After upgrading our cluster from GI 11.2.0.4 to GI 12.1.0.2 we had problems due to insufficent memory. Every node has 144 GB memory, 80 GB for SGA, remaining memory for applications. We traced the memory consumption of the applications and noticed two processes growing indefinetely:

USER PID %CPU %MEM VSZ RSS TTY STAT START TIME COMMAND
oracle 11879 0.1 19.2 33592852 28646580 ? Ss Apr04 47:46 oracle+ASM4_asmb_+asm4 (DESCRIPTION=(LOCAL=YES)(ADDRESS=(PROTOCOL=beq)))
oracle 11875 0.0 19.5 34051676 29101320 ? Ss Apr04 34:15 asm_asmb_+ASM4

These 2 processes consumed 38% of available memory and kept growing.

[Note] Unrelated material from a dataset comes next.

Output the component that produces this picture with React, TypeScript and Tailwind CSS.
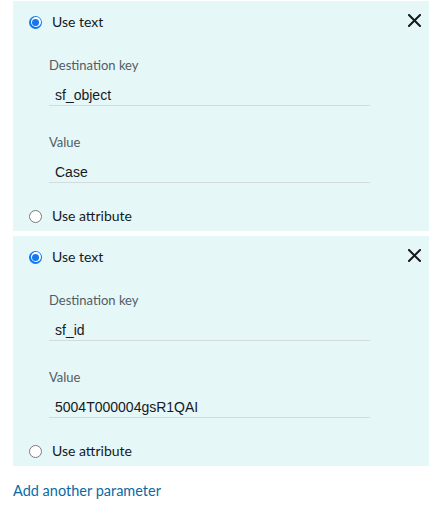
import { useState } from 'react'

type Param = { id: number; keyName: string; value: string }

const initialParams: Param[] = [
  { id: 1, keyName: 'sf_object', value: 'Case' },
  { id: 2, keyName: 'sf_id', value: '5004T000004gsR1QAI' }
]

function Radio({ checked }: { checked: boolean }) {
  if (checked) {
    return (
      <span className="flex h-[13px] w-[13px] items-center justify-center rounded-full bg-[#1476f2]">
        <span className="flex h-[10px] w-[10px] items-center justify-center rounded-full bg-white">
          <span className="h-[7px] w-[7px] rounded-full bg-[#1476f2]" />
        </span>
      </span>
    )
  }
  return <span className="h-[13px] w-[13px] rounded-full border border-[#7b7b7b] bg-white" />
}

function CloseIcon() {
  return (
    <svg width="13" height="13" viewBox="0 0 13 13" className="mt-[2px] self-start">
      <path d="M1 1 L12 12 M12 1 L1 12" stroke="#16191f" strokeWidth="2" strokeLinecap="square" />
    </svg>
  )
}

function Field({ label, value }: { label: string; value: string }) {
  return (
    <div>
      <div className="h-5 text-[13px] leading-5 text-[#545b64]">{label}</div>
      <div className="mt-[10px] h-[21px] w-[321px] border-b border-[#d5dbdb] pl-[6px] font-['Liberation_Sans',Arial,sans-serif] text-[14px] leading-5 text-[#16191f]">
        {value}
      </div>
    </div>
  )
}

function ParamPanel({ param }: { param: Param }) {
  return (
    <div className="bg-[#e5f7f7] pb-[5px] pt-[11px]">
      <div className="flex h-5 items-center justify-between pl-[16px] pr-[8px]">
        <label className="flex items-center gap-[10px] text-[14px] leading-5 text-[#16191f]">
          <Radio checked />
          Use text
        </label>
        <CloseIcon />
      </div>
      <div className="mt-[23px] pl-[36px]">
        <Field label="Destination key" value={param.keyName} />
        <div className="mt-[26px]">
          <Field label="Value" value={param.value} />
        </div>
      </div>
      <div className="mt-[23px] flex h-5 items-center pl-[16px]">
        <label className="flex items-center gap-[10px] text-[14px] leading-5 text-[#16191f]">
          <Radio checked={false} />
          Use attribute
        </label>
      </div>
    </div>
  )
}

export default function App() {
  const [params] = useState(initialParams)

  return (
    <div className="min-h-[532px] bg-white pl-[13px] pt-px font-['Lato','Noto_Sans',sans-serif]">
      <div className="flex w-[416px] flex-col gap-[5px]">
        {params.map(param => (
          <ParamPanel key={param.id} param={param} />
        ))}
      </div>
      <div className="mt-[15px] h-5 text-[14.5px] leading-5 text-[#0a6aa6]">Add another parameter</div>
    </div>
  )
}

We hit the bug described in “SQLPlus 12c Memory usage Grows (Leaks) While Running Long Query (Doc ID 1919000.1)”. The title is misleading, but the solutions given in the Document fixed the issue, asmb’s memory consumption returned to normal and stays at that level.

Advertisements

2014/02/07

Standby DB ignores specified diskgroup and creates datafiles in db_create_file_dest

Filed under: Oracle — datatombraider @ 23:54

The issue described here is documented in “Oracle® Data Guard Concepts and Administration 11g Release 2 (11.2)” and not a bug but the intended behaviour. It’s easily overlooked, so it might be worth sharing.

In a tiered storage environment you usually use different diskgroups. We have +FAST for critical data and +SLOW for historical data. If we create a new tablespace or add a new data file to an existing tablespace we have to specify +SLOW for historical data:

create tablespace bla datafile ‘+SLOW’ size 10m;

In the primary database the datafile is correctly created in diskgroup +SLOW but on the standby using standby_file_management=AUTO it will be created in +FAST:

PRIMARY> select file_name from dba_data_files where tablespace_name=’BLA’;

FILE_NAME
——————————————————————————–
+SLOW/pri/datafile/bla.287.838042203

STANDBY> select file_name from dba_data_files where tablespace_name=’BLA’;

FILE_NAME
——————————————————————————–
+FAST/stdby/datafile/bla.777.838042205

Setting db_file_name_convert to whatever values has no effect. If the standby database uses OMF it creates the data files always in db_create_file_dest, no matter what was specified on the primary. There’s no way to change it because it’s the documented and intended behaviour.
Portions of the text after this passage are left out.